Predictive maintenance in energy is a condition-based strategy that uses IoT sensors, machine learning, and real-time monitoring to detect equipment failure before it occurs, replacing reactive repairs and rigid preventive maintenance schedules with data-driven decisions that reduce unplanned downtime and lower maintenance costs across wind turbines, solar panels, battery storage systems, and hydropower assets.

The energy sector’s predictive maintenance market was valued at USD 2.25 billion in 2025 and is forecast to reach USD 7.08 billion by 2030, according to Mordor Intelligence’s energy sector predictive maintenance analysis. That growth rate, 25.77% CAGR, is not hype. It reflects what energy operators are actually deploying at scale.

predictive maintenance in energy

As Smartbridge has watched asset-intensive industries work through their AI journeys, one pattern keeps appearing in energy. The organizations that move from pilot to production are not the ones with the most sensors. They are the ones that built the data foundations first, then let machine learning do the pattern recognition work their engineers never had bandwidth to do manually. This guide covers the full picture: what predictive maintenance actually is, how it differs from the maintenance approaches you are likely running today, the core technologies powering it, and a step-by-step path to implementation.

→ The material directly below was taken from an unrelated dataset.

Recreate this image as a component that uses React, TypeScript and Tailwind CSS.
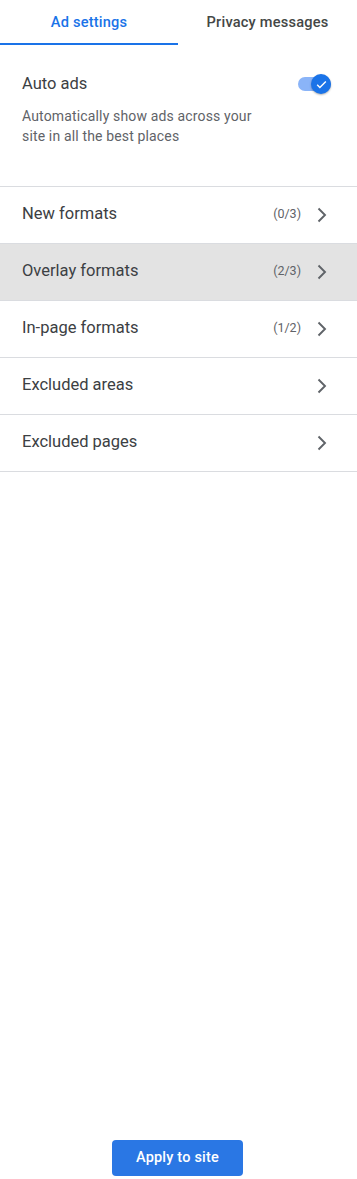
import React, { useState } from 'react';

const ROWS = [
  { label: 'New formats', count: '(0/3)' },
  { label: 'Overlay formats', count: '(2/3)', active: true },
  { label: 'In-page formats', count: '(1/2)' },
  { label: 'Excluded areas' },
  { label: 'Excluded pages' },
];

function Chevron() {
  return (
    <svg width="10" height="16" viewBox="0 0 10 16" className="text-[#5f6368]">
      <polyline points="1.5,1.5 8,8 1.5,14.5" fill="none" stroke="currentColor" strokeWidth="1.9" />
    </svg>
  );
}

export default function App() {
  const [tab, setTab] = useState<'ads' | 'privacy'>('ads');
  const [enabled, setEnabled] = useState(true);

  return (
    <div className="w-[357px] h-[1179px] bg-white flex flex-col font-['Roboto',sans-serif]">
      {/* Tabs */}
      <div className="flex h-[46px]">
        <button
          onClick={() => setTab('ads')}
          className={`w-[178px] h-full text-[14.6px] font-medium tracking-[0.2px] relative ${
            tab === 'ads' ? 'text-[#1a73e8]' : 'text-[#444746]'
          }`}
        >
          Ad settings
          {tab === 'ads' && <span className="absolute left-0 right-0 bottom-[1px] h-[2px] bg-[#1a73e8]" />}
        </button>
        <button
          onClick={() => setTab('privacy')}
          className={`flex-1 h-full text-[14.6px] font-medium tracking-[0.2px] relative ${
            tab === 'privacy' ? 'text-[#1a73e8]' : 'text-[#444746]'
          }`}
        >
          Privacy messages
          {tab === 'privacy' && <span className="absolute left-0 right-0 bottom-[1px] h-[2px] bg-[#1a73e8]" />}
        </button>
      </div>

      {/* Auto ads */}
      <div className="px-[22px] pt-[26px] pb-[40px] border-b border-[#dadce0]">
        <div className="flex items-center justify-between">
          <span className="text-[16.5px] text-[#3c4043]">Auto ads</span>
          <button
            onClick={() => setEnabled(!enabled)}
            className="relative w-[38px] h-[24px] mr-[2px] flex items-center"
          >
            <span
              className={`absolute left-[3px] w-[33px] h-[14px] rounded-full ${
                enabled ? 'bg-[#8ab4f8]' : 'bg-[#bdc1c6]'
              }`}
            />
            <span
              className={`absolute top-[2px] w-[20px] h-[20px] rounded-full shadow-[0_1px_2px_rgba(0,0,0,0.3)] flex items-center justify-center ${
                enabled ? 'left-[16px] bg-[#1a73e8]' : 'left-0 bg-white'
              }`}
            >
              {enabled && (
                <svg width="13" height="13" viewBox="0 0 24 24">
                  <path d="M4 12.5l5 5L20 6.5" stroke="white" strokeWidth="2.6" fill="none" />
                </svg>
              )}
            </span>
          </button>
        </div>
        <p className="mt-[9px] text-[14px] leading-[20px] text-[#5f6368] tracking-[0.15px]">
          Automatically show ads across your
          <br />
          site in all the best places
        </p>
      </div>

      {/* Rows */}
      <div>
        {ROWS.map((row) => (
          <div
            key={row.label}
            className={`h-[57px] pl-[22px] pr-[30px] flex items-center justify-between border-b border-[#dadce0] ${
              row.active ? 'bg-[#e3e3e3]' : 'bg-white'
            }`}
          >
            <span className="text-[16.5px] text-[#3c4043]">{row.label}</span>
            <div className="flex items-center gap-[16px]">
              {row.count && <span className="text-[12.5px] text-[#5f6368]">{row.count}</span>}
              <Chevron />
            </div>
          </div>
        ))}
      </div>

      <div className="flex-1" />

      {/* Footer */}
      <div className="flex justify-center pb-[3px] pr-[2px]">
        <button className="w-[131px] h-[36px] rounded-[4px] bg-[#2a77e4] text-white text-[14.5px] font-medium tracking-[0.2px]">
          Apply to site
        </button>
      </div>
    </div>
  );
}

Build with purpose, not patchwork.

What Predictive Maintenance in Energy Actually Means​

Predictive maintenance in energy is the practice of continuously monitoring asset health through sensor data and applying artificial intelligence and data analytics to forecast equipment failure before it disrupts operations, enabling maintenance teams to act on condition rather than on calendar schedules or crisis events.

Most energy operators are still running one of two approaches. Reactive maintenance waits for equipment to fail, then repairs it. Preventive maintenance schedules service at fixed intervals, regardless of actual asset condition. Both have real costs. Reactive maintenance causes the unplanned downtime events that ripple through grid reliability and revenue. Preventive maintenance leads to servicing components that have useful life remaining, spending money that does not need to be spent.

Predictive maintenance sits above both. IoT sensors stream real-time data from rotating components, thermal systems, and electrical circuits. Machine learning models identify anomaly patterns in that stream, often weeks before a failure would become visible to a human inspector. The maintenance decision comes from the data, not the calendar.

The financial stakes are not abstract. According to Siemens’ 2024 cost of downtime analysis, the 500 biggest companies globally lose approximately $1.4 trillion annually due to unplanned downtime, equivalent to 11% of their total revenues. That is not a maintenance problem. That is a strategic problem with a known solution.

predictive maintenance in energy
Unplanned downtime costs ~$T annually (≈11% of revenue) for the top 500 companies — a strategic imperative to fix.

Predictive vs. Preventive vs. Reactive Maintenance: The Real Differences​

The three maintenance strategies represent fundamentally different philosophies about when to act on asset health, and the gap in operational outcomes between them is measurable.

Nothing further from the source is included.